The organization had a $600,000 profit in 2020-21, according to a financial audit detailed during Wednesday’s executive committee meeting.
That compared to a $600,000 loss in 2019-20. The NJSIAA had a $225,000 Paycheck Protection Program loan forgiven in 2021. The organization also received a one-time $625,000 stipend from the state.
“I’m very excited that while we’re not out of this storm, I think we’re through the worst of it, at least knowing that our reserves and everything are fairly intact,” Maguire said. “We can all rest a little easier knowing that we can support our normal course of tournaments and activities.”
Girls ice hockey tournament
The NJSIAA will hold a state tournament for girls ice hockey this season and next.

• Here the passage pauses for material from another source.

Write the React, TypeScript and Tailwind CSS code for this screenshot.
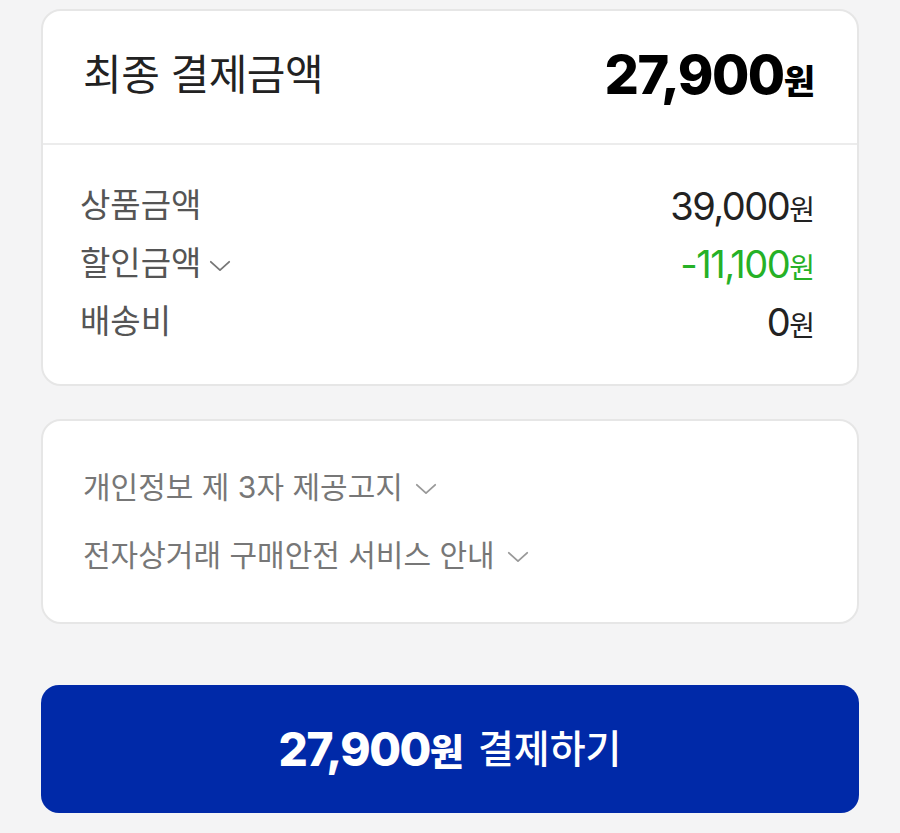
const FONT = 'font-["Inter","Noto_Sans_CJK_KR",sans-serif]';

function Chevron({ className }: { className?: string }) {
  return (
    <svg viewBox="0 0 24 13" preserveAspectRatio="none" className={className} fill="none" stroke="currentColor" strokeWidth="2" strokeLinecap="round" strokeLinejoin="round">
      <polyline points="2,2 12,11 22,2" />
    </svg>
  );
}

const rows = [
  { label: '상품금액', value: '39,000', color: 'text-[#222]', chevron: false },
  { label: '할인금액', value: '-11,100', color: 'text-[#26b126]', chevron: true },
  { label: '배송비', value: '0', color: 'text-[#222]', chevron: false },
];

const notices = ['개인정보 제 3자 제공고지', '전자상거래 구매안전 서비스 안내'];

export default function App() {
  return (
    <div className={`${FONT} min-h-[833px] w-full bg-[#f4f4f5] px-[41px] pt-[9px]`}>
      {/* summary */}
      <div className="rounded-[20px] border-2 border-[#e6e6e6] bg-white">
        <div className="flex h-[134px] items-center justify-between border-b-2 border-[#ececec] pb-[6px] pl-[40px] pr-[42px]">
          <span className="text-[42px] tracking-[-0.5px] text-[#222]">최종 결제금액</span>
          <span className="flex items-baseline font-extrabold text-black">
            <span className="text-[54px] tracking-[-1.5px]">27,900</span>
            <span className="text-[34px]">원</span>
          </span>
        </div>
        <div className="pt-[32px] pb-[33px] pl-[37px] pr-[42px]">
          {rows.map((r) => (
            <div key={r.label} className="flex h-[58px] items-center justify-between">
              <span className="flex items-center gap-[8px] text-[33px] text-[#555]">
                {r.label}
                {r.chevron && <Chevron className="mt-[4px] h-[12px] w-[22px] text-[#777]" />}
              </span>
              <span className={`flex items-baseline ${r.color}`}>
                <span className="text-[38px] tracking-[-1.5px]">{r.value}</span>
                <span className="text-[28px]">원</span>
              </span>
            </div>
          ))}
        </div>
      </div>

      {/* notices */}
      <div className="mt-[33px] rounded-[20px] border-2 border-[#e6e6e6] bg-white pt-[32px] pb-[33px] pl-[40px]">
        {notices.map((n) => (
          <div key={n} className="flex h-[68px] items-center gap-[12px] text-[30px] text-[#777]">
            {n}
            <Chevron className="mt-[4px] h-[12px] w-[22px] text-[#999]" />
          </div>
        ))}
      </div>

      {/* pay */}
      <button className="mt-[61px] flex h-[128px] w-full items-center justify-center rounded-[18px] bg-[#0029a8] text-white">
        <span className="flex items-baseline">
          <span className="text-[46px] font-extrabold tracking-[-1.5px]">27,900</span>
          <span className="text-[37px] font-extrabold">원</span>
        </span>
        <span className="ml-[14px] text-[39px] font-medium">결제하기</span>
      </button>
    </div>
  );
}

The tournament is part of a two-year pilot program. Maguire said there are 16 NJSIAA girls ice hockey teams in New Jersey. None of them are in the Cape-Atlantic League.
The final will be played at Prudential Center in Newark along with the four boys state finals.
Rules playing out of state
New Jersey teams will only be allowed to play out-of-state opponents that are academically accredited schools and are members of its state association or approved by that state association to play games, under a proposal passed by the executive committee Wednesday.
The NJSIAA adopted the rule because there have been several media stories recently about teams that do not represent legitimate high schools competing in high school events. The most prominent of which was the Bishop Sycamore football team from Ohio that actually played IMG Academy of Florida on ESPN in August. Bishop Sycamore lost 58-0.
“We want to protect the integrity of education-based athletics,” Maguire said. “I think it’s a very common-sense need at this point.”